_Problem to solve_
Lines containing the string "this" are to be collected in full.
* BEGIN Input data *
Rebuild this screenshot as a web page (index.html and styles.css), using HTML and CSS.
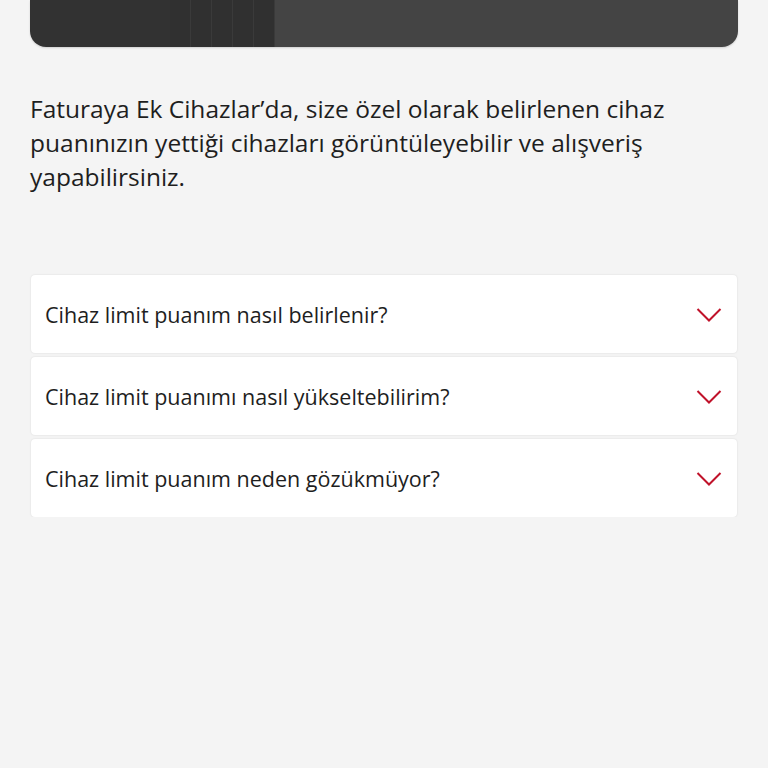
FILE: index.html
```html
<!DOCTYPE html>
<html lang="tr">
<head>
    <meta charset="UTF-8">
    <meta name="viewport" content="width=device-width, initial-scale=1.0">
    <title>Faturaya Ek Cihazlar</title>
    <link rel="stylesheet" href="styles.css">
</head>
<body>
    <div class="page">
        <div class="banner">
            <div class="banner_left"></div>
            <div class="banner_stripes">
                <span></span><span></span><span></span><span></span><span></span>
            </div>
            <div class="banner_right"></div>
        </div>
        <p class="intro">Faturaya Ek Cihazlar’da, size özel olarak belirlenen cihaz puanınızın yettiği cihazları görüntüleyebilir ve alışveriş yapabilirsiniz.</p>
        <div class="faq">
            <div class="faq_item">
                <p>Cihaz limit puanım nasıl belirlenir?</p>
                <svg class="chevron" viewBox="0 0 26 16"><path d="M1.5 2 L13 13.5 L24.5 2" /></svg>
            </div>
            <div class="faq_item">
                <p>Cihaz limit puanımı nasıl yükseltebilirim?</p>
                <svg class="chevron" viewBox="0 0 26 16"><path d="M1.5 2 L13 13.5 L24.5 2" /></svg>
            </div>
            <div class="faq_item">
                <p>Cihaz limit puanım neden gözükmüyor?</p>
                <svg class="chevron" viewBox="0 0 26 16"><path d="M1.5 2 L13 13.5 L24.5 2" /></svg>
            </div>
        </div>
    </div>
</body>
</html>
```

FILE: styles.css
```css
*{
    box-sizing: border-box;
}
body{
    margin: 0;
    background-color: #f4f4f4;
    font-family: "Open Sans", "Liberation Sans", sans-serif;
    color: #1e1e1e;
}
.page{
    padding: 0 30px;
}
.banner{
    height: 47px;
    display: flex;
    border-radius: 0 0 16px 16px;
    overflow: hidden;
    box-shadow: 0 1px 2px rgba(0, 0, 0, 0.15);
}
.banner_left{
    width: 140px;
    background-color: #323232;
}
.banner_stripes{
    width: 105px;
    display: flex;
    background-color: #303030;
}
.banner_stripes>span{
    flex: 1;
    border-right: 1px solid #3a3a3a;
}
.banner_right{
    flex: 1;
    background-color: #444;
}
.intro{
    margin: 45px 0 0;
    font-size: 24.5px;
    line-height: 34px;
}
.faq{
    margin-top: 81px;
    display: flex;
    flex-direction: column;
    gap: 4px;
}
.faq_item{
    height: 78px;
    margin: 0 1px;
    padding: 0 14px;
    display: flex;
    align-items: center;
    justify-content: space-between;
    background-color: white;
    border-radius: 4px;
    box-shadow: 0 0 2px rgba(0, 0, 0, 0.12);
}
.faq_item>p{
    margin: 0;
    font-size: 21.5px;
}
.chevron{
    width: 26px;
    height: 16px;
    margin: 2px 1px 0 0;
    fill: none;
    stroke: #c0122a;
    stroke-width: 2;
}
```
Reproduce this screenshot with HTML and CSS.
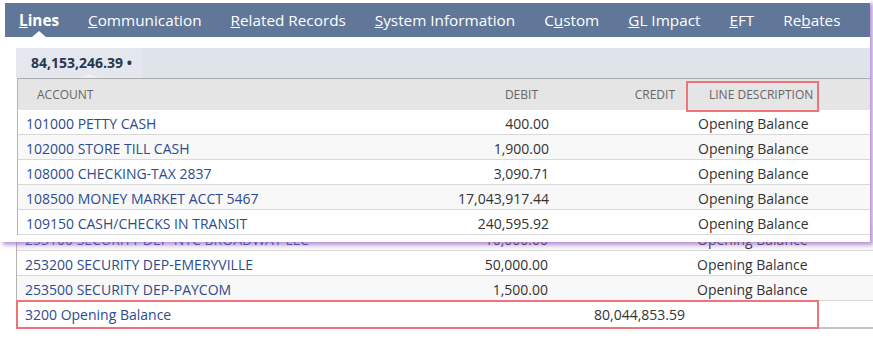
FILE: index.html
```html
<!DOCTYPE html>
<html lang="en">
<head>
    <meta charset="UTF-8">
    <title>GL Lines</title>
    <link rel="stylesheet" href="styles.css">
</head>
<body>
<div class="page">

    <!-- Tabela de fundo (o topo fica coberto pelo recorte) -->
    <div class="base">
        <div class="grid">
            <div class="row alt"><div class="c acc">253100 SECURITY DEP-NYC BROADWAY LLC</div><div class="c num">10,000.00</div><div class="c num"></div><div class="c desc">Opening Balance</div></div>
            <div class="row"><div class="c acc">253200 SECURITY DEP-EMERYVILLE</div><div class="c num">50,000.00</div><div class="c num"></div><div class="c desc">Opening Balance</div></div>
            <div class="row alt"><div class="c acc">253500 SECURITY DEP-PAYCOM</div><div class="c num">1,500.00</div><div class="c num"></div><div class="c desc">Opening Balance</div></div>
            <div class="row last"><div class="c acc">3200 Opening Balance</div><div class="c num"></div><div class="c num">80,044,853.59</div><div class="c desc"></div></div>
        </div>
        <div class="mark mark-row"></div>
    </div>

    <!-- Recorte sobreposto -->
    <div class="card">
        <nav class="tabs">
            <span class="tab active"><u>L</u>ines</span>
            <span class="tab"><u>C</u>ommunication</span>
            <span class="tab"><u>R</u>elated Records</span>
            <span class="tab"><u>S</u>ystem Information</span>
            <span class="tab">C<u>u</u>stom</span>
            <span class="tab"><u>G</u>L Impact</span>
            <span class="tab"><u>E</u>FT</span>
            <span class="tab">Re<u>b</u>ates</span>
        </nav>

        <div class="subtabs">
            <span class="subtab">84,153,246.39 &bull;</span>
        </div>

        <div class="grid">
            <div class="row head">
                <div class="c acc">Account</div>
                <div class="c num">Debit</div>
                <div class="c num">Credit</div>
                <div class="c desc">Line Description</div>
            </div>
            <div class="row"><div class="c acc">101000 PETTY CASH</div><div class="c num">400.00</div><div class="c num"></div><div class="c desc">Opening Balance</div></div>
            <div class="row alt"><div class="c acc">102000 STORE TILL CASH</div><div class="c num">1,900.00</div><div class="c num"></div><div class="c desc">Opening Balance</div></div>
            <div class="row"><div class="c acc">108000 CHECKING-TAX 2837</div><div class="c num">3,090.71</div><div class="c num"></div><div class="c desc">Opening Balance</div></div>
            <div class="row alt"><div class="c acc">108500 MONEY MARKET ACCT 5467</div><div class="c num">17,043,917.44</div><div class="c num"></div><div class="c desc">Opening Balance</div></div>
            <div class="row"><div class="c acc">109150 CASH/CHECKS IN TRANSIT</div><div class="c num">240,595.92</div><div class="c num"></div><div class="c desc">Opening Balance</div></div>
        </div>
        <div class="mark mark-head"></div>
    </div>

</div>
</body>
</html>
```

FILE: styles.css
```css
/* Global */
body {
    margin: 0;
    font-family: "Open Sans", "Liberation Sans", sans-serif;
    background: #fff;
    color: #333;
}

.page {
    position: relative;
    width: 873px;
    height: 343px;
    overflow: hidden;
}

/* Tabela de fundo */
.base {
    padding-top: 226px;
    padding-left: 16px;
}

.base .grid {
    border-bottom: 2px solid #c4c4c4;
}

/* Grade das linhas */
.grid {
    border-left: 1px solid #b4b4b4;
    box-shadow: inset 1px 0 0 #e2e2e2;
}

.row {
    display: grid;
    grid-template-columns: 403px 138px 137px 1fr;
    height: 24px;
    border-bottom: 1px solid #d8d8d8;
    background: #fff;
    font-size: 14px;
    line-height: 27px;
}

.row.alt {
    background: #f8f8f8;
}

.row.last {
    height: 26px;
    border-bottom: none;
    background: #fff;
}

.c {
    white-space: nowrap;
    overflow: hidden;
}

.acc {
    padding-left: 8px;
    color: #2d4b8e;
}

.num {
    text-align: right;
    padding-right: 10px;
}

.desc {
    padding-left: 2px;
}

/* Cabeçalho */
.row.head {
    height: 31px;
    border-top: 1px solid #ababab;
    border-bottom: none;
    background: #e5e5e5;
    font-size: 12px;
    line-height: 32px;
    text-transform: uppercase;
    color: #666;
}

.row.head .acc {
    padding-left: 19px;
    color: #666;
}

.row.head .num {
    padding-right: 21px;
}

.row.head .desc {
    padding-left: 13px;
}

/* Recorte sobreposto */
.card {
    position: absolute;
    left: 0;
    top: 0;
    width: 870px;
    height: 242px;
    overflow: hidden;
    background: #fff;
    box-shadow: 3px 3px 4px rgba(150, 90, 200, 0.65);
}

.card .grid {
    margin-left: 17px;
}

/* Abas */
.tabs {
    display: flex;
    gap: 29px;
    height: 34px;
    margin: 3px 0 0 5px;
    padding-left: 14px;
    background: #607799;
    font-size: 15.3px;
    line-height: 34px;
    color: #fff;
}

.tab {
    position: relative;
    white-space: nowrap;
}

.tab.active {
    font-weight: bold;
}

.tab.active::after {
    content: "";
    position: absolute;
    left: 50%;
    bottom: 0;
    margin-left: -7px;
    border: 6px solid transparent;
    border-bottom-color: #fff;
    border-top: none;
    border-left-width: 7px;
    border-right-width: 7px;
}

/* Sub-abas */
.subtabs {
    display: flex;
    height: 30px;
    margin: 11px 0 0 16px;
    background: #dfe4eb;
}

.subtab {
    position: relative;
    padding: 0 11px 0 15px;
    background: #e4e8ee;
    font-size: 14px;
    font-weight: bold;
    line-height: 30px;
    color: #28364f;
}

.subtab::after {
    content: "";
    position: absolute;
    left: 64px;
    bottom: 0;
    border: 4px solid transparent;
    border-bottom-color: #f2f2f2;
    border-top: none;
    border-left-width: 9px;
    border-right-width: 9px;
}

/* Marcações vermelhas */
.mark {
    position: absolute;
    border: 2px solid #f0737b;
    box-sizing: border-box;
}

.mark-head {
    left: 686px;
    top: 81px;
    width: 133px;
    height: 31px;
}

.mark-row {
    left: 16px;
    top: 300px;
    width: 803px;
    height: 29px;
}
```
* END Input data *
_Exercise response_
Rebuild this screenshot as a web page (index.html and styles.css), using HTML and CSS.
Reproduce this screenshot with HTML and CSS.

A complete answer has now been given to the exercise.